Here are a few of them:
http://www.garyhabermas.com/articles/dialog_rexperience/dialog_rexperiences.htm

Quote:

(1) Contemporary critical scholars agree that the apostle Paul is the primary witness to the early resurrection experiences. A former opponent (1 Cor. 15:9; Gal. 1:13-14; Phil. 3:4-7), Paul states that the risen Jesus appeared personally to him (1 Cor. 9:1; 15:8; Gal. 1:16). The scholarly consensus here is attested by atheist Michael Martin, who avers: “However, we have only one contemporary eyewitness account of a postresurrection appearance of Jesus, namely Paul’s.”[3]

(2) In addition to Paul’s own experience, few conclusions are more widely recognized than that, in 1 Corinthians 15:3ff., Paul records an ancient oral tradition(s). This pre-Pauline report summarizes the early Gospel content, that Christ died for human sin, was buried, rose from the dead, and then appeared to many witnesses, both individuals and groups.

Paul is clear that this material was not his own but that he had passed on to others what he had received earlier, as the center of his message (15:3). There are many textual indications that the material pre-dates Paul. Most directly, the apostle employs paredoka and parelabon, the equivalent Greek terms for delivering and receiving rabbinic tradition (cf. 1 Cor. 11:23). Indirect indications of a traditional text(s) include the sentence structure and verbal parallelism, diction, and the triple sequence of kai hoti Further, several non-Pauline words, the proper names of Cephas (cf. Lk. 24:34) and James, and the possibility of an Aramaic original are all significant. Fuller attests to the unanimity of scholarship here: “It is almost universally agreed today that Paul is here citing tradition.”[4] Critical scholars agree that Paul received the material well before this book was written.[5]

The most popular view is that Paul received this material during his trip to Jerusalem just three years after his conversion, to visit Peter and James, the brother of Jesus (Gal. 1:18-19), both of whose names appear in the appearance list (1 Cor. 15:5; 7). An important hint here is Paul’s use of the verb historesai (1:18), a term that indicates the investigation of a topic.[6] The immediate context both before and after reveals this subject matter: Paul was inquiring concerning the nature of the Gospel proclamation (Gal. 1:11-2:10), of which Jesus’ resurrection was the center (1 Cor. 15:3-4, 14, 17; Gal. 1:11, 16).

Critical scholars generally agree that this pre-Pauline creed(s) may be the earliest in the New Testament. Ulrich Wilckens asserts that it “indubitably goes back to the oldest phase of all in the history of primitive Christianity.”[7] Joachim Jeremias agrees that it is, “the earliest tradition of all.”[8] Perhaps a bit too optimistically, Walter Kasper even thinks that it was possibly even “in use by the end of 30 AD . . . .”[9]

Indicating the wide approval on this subject, even more skeptical scholars frequently agree.
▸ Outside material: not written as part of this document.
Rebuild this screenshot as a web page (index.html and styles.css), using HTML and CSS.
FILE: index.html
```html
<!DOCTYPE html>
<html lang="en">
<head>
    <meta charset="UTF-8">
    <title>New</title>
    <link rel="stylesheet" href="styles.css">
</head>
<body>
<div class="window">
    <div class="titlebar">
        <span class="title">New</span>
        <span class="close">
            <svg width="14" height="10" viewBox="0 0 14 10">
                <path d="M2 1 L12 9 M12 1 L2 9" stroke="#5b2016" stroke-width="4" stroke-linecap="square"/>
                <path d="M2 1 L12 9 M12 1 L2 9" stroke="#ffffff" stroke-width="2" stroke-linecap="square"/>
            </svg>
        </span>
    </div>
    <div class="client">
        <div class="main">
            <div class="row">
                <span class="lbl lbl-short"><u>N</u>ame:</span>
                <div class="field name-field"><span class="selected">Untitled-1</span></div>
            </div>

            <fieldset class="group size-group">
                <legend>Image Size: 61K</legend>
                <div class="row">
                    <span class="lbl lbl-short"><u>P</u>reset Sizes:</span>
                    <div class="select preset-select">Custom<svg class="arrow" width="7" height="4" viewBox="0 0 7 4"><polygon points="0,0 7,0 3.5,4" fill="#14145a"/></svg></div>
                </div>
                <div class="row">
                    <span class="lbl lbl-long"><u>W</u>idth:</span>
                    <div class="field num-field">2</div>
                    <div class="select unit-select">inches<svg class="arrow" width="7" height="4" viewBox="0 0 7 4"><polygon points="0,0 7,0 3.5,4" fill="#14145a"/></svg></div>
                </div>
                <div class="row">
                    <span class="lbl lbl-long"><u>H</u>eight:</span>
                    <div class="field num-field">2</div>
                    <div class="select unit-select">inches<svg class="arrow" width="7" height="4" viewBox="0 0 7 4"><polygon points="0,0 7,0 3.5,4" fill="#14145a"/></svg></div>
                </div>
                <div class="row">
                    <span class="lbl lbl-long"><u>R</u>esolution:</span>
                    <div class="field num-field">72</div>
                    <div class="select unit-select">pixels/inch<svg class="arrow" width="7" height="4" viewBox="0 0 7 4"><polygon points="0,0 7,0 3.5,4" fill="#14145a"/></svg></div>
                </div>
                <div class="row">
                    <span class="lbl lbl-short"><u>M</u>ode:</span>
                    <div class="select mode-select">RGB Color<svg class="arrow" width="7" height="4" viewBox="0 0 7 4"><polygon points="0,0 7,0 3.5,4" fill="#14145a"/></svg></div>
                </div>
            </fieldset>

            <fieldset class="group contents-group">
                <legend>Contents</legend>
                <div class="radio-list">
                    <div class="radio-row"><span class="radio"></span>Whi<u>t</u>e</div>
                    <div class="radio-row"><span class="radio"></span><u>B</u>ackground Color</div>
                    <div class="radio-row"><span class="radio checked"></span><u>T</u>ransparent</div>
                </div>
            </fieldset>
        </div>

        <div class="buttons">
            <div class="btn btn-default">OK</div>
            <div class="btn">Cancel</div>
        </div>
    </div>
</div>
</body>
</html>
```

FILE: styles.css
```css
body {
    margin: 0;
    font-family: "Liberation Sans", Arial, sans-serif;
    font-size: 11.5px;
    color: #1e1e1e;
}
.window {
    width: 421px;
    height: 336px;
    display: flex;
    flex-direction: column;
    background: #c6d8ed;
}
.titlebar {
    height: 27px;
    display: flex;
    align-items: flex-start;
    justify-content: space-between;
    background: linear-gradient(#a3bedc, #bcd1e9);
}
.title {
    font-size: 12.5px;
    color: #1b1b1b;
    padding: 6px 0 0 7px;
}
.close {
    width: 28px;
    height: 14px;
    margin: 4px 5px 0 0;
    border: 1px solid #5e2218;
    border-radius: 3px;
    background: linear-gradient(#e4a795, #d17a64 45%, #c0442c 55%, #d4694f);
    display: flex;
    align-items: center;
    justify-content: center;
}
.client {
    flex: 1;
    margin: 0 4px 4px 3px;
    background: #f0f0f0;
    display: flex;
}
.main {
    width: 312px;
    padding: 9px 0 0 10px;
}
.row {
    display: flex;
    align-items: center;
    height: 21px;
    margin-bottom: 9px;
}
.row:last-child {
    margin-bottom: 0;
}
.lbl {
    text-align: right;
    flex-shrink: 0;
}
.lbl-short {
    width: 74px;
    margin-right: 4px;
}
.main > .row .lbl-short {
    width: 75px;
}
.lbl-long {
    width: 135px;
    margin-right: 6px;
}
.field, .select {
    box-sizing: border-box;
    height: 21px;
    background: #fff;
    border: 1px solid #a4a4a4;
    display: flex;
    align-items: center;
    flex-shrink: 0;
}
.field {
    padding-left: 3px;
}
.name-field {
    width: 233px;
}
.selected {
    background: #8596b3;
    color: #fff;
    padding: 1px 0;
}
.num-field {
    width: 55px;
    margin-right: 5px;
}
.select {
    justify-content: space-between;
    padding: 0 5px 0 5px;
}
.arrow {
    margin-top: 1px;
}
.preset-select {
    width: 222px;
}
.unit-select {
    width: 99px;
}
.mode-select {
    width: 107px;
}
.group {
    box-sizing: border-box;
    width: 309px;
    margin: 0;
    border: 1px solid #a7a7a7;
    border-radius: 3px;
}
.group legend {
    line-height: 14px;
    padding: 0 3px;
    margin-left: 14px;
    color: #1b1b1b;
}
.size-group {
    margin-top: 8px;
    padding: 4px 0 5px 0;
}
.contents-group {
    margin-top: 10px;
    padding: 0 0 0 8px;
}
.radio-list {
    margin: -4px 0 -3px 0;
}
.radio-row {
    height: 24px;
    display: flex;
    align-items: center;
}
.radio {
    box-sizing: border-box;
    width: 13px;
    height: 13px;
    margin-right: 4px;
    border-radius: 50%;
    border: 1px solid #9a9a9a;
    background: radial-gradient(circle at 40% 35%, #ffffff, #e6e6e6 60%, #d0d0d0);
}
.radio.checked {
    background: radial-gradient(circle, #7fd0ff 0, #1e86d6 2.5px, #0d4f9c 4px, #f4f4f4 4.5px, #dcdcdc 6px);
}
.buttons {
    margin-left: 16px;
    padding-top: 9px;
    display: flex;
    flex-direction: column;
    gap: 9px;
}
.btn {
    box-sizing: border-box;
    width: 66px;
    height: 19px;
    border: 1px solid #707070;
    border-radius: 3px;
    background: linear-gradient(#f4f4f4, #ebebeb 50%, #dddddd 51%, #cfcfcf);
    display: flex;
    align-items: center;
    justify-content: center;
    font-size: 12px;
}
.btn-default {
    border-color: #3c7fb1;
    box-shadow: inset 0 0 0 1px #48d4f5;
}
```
Gerd Ludemann maintains that “the elements in the tradition are to be dated to the first two years after the crucifixion of Jesus. . . . not later than three years. . . . the formation of the appearance traditions mentioned in I Cor.15.3-8 falls into the time between 30 and 33 CE. . . .”[10] Similarly, Michael Goulder thinks that it “goes back at least to what Paul was taught when he was converted, a couple of years after the crucifixion.”[11] Thomas Sheehan agrees that this tradition “probably goes back to at least 32-34 C.E., that is, to within two to four years of the crucifixion.”[12] Others clearly consent.[13]
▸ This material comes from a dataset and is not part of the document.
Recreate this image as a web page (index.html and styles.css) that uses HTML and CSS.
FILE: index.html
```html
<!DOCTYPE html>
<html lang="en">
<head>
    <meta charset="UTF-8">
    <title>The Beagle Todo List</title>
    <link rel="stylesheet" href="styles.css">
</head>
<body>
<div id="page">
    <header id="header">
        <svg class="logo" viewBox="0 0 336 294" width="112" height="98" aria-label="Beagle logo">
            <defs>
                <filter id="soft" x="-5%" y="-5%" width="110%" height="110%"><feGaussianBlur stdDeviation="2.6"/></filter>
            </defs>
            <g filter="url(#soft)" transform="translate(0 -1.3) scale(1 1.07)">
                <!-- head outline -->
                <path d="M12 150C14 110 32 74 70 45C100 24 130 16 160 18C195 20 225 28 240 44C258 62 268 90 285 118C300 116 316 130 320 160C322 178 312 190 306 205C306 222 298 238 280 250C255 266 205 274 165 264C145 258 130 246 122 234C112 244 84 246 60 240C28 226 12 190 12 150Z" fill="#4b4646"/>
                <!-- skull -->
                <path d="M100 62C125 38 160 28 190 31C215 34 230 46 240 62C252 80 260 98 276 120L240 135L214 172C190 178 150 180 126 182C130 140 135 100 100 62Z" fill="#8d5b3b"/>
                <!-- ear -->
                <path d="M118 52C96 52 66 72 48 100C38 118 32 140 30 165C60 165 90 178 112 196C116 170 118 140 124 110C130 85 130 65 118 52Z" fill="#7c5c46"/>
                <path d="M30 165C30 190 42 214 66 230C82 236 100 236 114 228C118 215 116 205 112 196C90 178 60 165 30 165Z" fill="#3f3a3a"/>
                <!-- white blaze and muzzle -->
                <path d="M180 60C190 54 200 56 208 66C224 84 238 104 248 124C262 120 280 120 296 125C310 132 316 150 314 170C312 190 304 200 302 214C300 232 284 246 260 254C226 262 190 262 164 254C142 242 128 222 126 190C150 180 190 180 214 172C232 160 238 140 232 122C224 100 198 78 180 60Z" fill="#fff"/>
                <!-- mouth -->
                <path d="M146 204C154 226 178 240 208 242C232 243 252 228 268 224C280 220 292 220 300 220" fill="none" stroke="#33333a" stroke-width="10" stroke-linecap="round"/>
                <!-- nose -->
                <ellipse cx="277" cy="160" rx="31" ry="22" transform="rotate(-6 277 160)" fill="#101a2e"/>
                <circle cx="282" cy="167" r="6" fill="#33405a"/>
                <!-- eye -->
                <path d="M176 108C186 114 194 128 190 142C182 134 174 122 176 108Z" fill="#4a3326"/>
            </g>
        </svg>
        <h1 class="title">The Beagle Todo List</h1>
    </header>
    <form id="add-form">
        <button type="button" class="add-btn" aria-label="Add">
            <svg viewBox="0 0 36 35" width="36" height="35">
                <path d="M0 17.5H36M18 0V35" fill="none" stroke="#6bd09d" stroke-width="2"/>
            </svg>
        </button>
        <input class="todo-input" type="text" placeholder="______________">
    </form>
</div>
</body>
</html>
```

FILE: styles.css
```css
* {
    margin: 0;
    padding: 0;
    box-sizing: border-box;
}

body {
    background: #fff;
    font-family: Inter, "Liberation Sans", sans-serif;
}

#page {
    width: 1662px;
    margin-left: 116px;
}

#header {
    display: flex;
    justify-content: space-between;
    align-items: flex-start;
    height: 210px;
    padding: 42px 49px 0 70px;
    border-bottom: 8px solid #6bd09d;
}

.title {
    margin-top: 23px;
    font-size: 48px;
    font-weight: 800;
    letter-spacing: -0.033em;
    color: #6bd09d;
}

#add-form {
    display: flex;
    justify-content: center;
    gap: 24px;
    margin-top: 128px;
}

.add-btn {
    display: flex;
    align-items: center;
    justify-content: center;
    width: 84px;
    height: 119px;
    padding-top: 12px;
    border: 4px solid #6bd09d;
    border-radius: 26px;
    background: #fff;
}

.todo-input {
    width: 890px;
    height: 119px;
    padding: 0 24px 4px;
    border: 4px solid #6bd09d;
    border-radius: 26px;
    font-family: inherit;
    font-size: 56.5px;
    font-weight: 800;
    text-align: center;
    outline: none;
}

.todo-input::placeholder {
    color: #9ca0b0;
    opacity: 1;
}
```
Overall, my recent overview of critical sources mentioned above indicates that those who provide a date generally opt for Paul’s reception of this report relatively soon after Jesus’ death, by the early to mid-30s A.D.[14] This provides an additional source that appears just a half step removed from eyewitness testimony.

(3) Paul was so careful to assure the content of his Gospel message, that he made a second trip to Jerusalem (Gal. 2:1-10) specifically to be absolutely sure that he had not been mistaken (2:2). The first time he met with Peter and James (Gal. 1:18-20). On this occasion, the same two men were there, plus the apostle John (2:9). Paul was clearly doing his research by seeking out the chief apostles. As Martin Hengel notes, “Evidently the tradition of I Cor. 15.3 had been subjected to many tests” by Paul.[15]
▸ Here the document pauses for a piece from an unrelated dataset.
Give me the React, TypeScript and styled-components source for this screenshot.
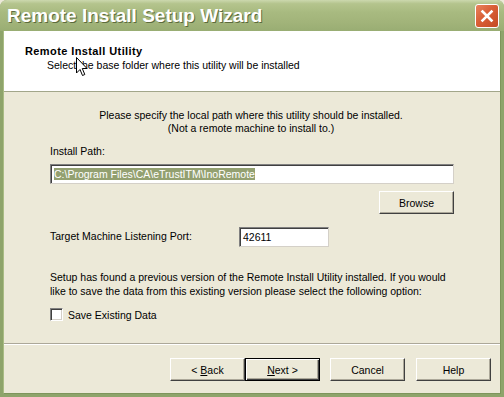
import React, { FC } from 'react';
import styled, { createGlobalStyle } from 'styled-components';

const GlobalStyle = createGlobalStyle`
  html, body {
    margin: 0;
    padding: 0;
    background: #ECE9D8;
  }
  body {
    font-family: "Liberation Sans", Arial, sans-serif;
    font-size: 10.5px;
    color: #000;
  }
`;

const Window = styled.div`
  position: relative;
  width: 504px;
  height: 397px;
  display: flex;
  flex-direction: column;
  background: #8EA46B;
  border-radius: 7px 7px 0 0;
  overflow: hidden;
  box-sizing: border-box;
`;

const TitleBar = styled.div`
  height: 31px;
  flex: none;
  display: flex;
  align-items: center;
  justify-content: space-between;
  padding: 0 5px 0 7px;
  box-sizing: border-box;
  background: linear-gradient(180deg, #CCD8AE 0%, #B4C48D 12%, #A8BA80 40%, #A2B47A 70%, #99AD73 100%);
`;

const Title = styled.div`
  font-family: "Liberation Sans", Arial, sans-serif;
  font-weight: bold;
  font-size: 19px;
  color: #fff;
  text-shadow: 1px 1px 0 #5C6B3C;
  margin-top: 1px;
`;

const CloseButton = styled.div`
  width: 22px;
  height: 22px;
  border: 1px solid #fff;
  border-radius: 3px;
  background: linear-gradient(135deg, #E8835E 0%, #D95F36 45%, #C44A22 100%);
  display: flex;
  align-items: center;
  justify-content: center;
  margin-top: 1px;
`;

const Frame = styled.div`
  flex: 1;
  display: flex;
  flex-direction: column;
  margin: 0 3px 3px;
  border-left: 1px solid #A9BC84;
  border-right: 1px solid #7E955C;
  border-bottom: 1px solid #7E955C;
  background: #ECE9D8;
`;

const Header = styled.div`
  height: 61px;
  flex: none;
  background: #fff;
  border-bottom: 1px solid #A2A68A;
  padding: 14px 0 0 21px;
  box-sizing: border-box;
`;

const HeaderTitle = styled.div`
  font-weight: bold;
  font-size: 11px;
  letter-spacing: 0.4px;
  line-height: 13px;
`;

const HeaderSub = styled.div`
  margin: 1px 0 0 22px;
  line-height: 13px;
`;

const Body = styled.div`
  flex: 1;
  display: flex;
  flex-direction: column;
  padding: 17px 46px 0 46px;
  white-space: nowrap;
`;

const Centered = styled.div`
  text-align: center;
  line-height: 13px;
  margin-right: 2px;
`;

const Label = styled.div<{ top: number }>`
  line-height: 13px;
  margin-top: ${(p) => p.top}px;
`;

const TextBox = styled.div<{ width: number }>`
  width: ${(p) => p.width}px;
  height: 20px;
  box-sizing: border-box;
  background: #fff;
  border-top: 1px solid #808080;
  border-left: 1px solid #808080;
  border-right: 1px solid #D4D0C8;
  border-bottom: 1px solid #D4D0C8;
  box-shadow: inset 1px 1px 0 #404040;
  padding: 3px 0 0 3px;
  line-height: 13px;
  white-space: nowrap;
`;

const Selected = styled.span`
  background: #93A070;
  color: #fff;
`;

const Row = styled.div<{ top: number }>`
  display: flex;
  align-items: center;
  margin-top: ${(p) => p.top}px;
`;

const RightRow = styled(Row)`
  justify-content: flex-end;
`;

const Button = styled.button<{ isDefault?: boolean }>`
  width: 75px;
  height: 23px;
  padding: 0;
  font-family: "Liberation Sans", Arial, sans-serif;
  font-size: 10.5px;
  color: #000;
  background: #ECE9D8;
  box-sizing: border-box;
  border-top: 1px solid #fff;
  border-left: 1px solid #fff;
  border-right: 1px solid #404040;
  border-bottom: 1px solid #404040;
  box-shadow: inset -1px -1px 0 #ACA899;
  ${(p) => p.isDefault && `
    border: 1px solid #000;
    box-shadow: inset 1px 1px 0 #fff, inset -1px -1px 0 #404040, inset -2px -2px 0 #ACA899;
  `}

  u {
    text-decoration: underline;
  }
`;

const Paragraph = styled.div`
  line-height: 14px;
  margin-top: 23px;
`;

const Check = styled.div`
  width: 13px;
  height: 13px;
  box-sizing: border-box;
  background: #fff;
  border-top: 1px solid #808080;
  border-left: 1px solid #808080;
  border-right: 1px solid #fff;
  border-bottom: 1px solid #fff;
  box-shadow: inset 1px 1px 0 #404040, inset -1px -1px 0 #D4D0C8;
  margin-right: 5px;
`;

const Footer = styled.div`
  flex: none;
  height: 50px;
  border-top: 1px solid #ACA899;
  box-shadow: inset 0 1px 0 #fff;
  display: flex;
  justify-content: flex-end;
  align-items: flex-start;
  padding: 14px 9px 0 0;
  box-sizing: border-box;
`;

const Gap = styled.div<{ w: number }>`
  width: ${(p) => p.w}px;
`;

const CursorWrap = styled.div`
  position: absolute;
  left: 76px;
  top: 57px;
  line-height: 0;
`;

const Cursor: FC = () => (
  <CursorWrap>
    <svg width="12" height="20" viewBox="0 0 12 20">
      <path d="M0.5 0.5 L0.5 16 L4 12.5 L6.5 18.5 L8.8 17.5 L6.3 11.5 L11 11.5 Z" fill="#fff" stroke="#000" strokeWidth="1" />
    </svg>
  </CursorWrap>
);

const App: FC = () => (
  <>
    <GlobalStyle />
    <Window>
      <TitleBar>
        <Title>Remote Install Setup Wizard</Title>
        <CloseButton>
          <svg width="14" height="14" viewBox="0 0 14 14">
            <path d="M2.5 2.5 L11.5 11.5 M11.5 2.5 L2.5 11.5" stroke="#fff" strokeWidth="2.6" strokeLinecap="square" />
          </svg>
        </CloseButton>
      </TitleBar>
      <Frame>
        <Header>
          <HeaderTitle>Remote Install Utility</HeaderTitle>
          <HeaderSub>Select the base folder where this utility will be installed</HeaderSub>
        </Header>
        <Body>
          <Centered>
            Please specify the local path where this utility should be installed.
            <br />
            (Not a remote machine to install to.)
          </Centered>
          <Label top={10}>Install Path:</Label>
          <Row top={6}>
            <TextBox width={404}>
              <Selected>C:\Program Files\CA\eTrustITM\InoRemote</Selected>
            </TextBox>
          </Row>
          <RightRow top={7}>
            <Button>Browse</Button>
          </RightRow>
          <Row top={13} style={{ alignItems: 'flex-start' }}>
            <Label top={3} style={{ width: 189 }}>Target Machine Listening Port:</Label>
            <TextBox width={90}>42611</TextBox>
          </Row>
          <Paragraph>
            Setup has found a previous version of the Remote Install Utility installed. If you would
            <br />
            like to save the data from this existing version please select the following option:
          </Paragraph>
          <Row top={10}>
            <Check />
            <span>Save Existing Data</span>
          </Row>
        </Body>
        <Footer>
          <Button>&lt; <u>B</u>ack</Button>
          <Button isDefault><u>N</u>ext &gt;</Button>
          <Gap w={10} />
          <Button>Cancel</Button>
          <Gap w={11} />
          <Button>Help</Button>
        </Footer>
      </Frame>
      <Cursor />
    </Window>
  </>
);

export default App;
These four apostles were the chief authorities in the early church, and each is represented in the list of those who had seen the resurrected Jesus (1 Cor. 15:5-7). So their confirmation of Paul’s Gospel preaching (Gal. 2:9), especially given the apostolic concern to insure doctrinal truth in the early church, is certainly significant. On Paul’s word, we are again just a short distance from a firsthand report.

(4) Not only do we have Paul’s account that the other major apostles confirmed his Gospel message, but he provides the reverse testimony, too. After listing Jesus’ resurrection appearances, Paul tells us he also knew what the other apostles were preaching regarding Jesus’ appearances, and it was the same as his own teaching on this subject (1 Cor. 15:11). As one, they proclaimed that Jesus was raised from the dead (15:12, 15). So Paul narrates both the more indirect confirmation of his Gospel message by the apostolic leaders, plus his firsthand, direct approval of their resurrection message.

Now, some of the people he lists there are people who I think are so far on the secular left that they are on the far left fringe to the point of being irrational – they are so biased. And yet they don’t deny 1 Cor 15, or that it is based on eyewitness accounts.

That why you see people like Bart Ehrman, Gerd Ludemann, James Crossley, Michael Goulder, etc. giving Craig the appearances as a historical fact in debates. Atheist or not, people who deny the resurrection accept the appearances listed in this creed, and they think it is based on eyewitness testimony, including Paul’s. That’s the way it is. That’s what you read in the papers. That’s what you see in debates. This is a given.

That’s what I mean when I say they are non-negotiable. I mean that scholars on the far left secular skeptical fringe consider them to be non-negotiable.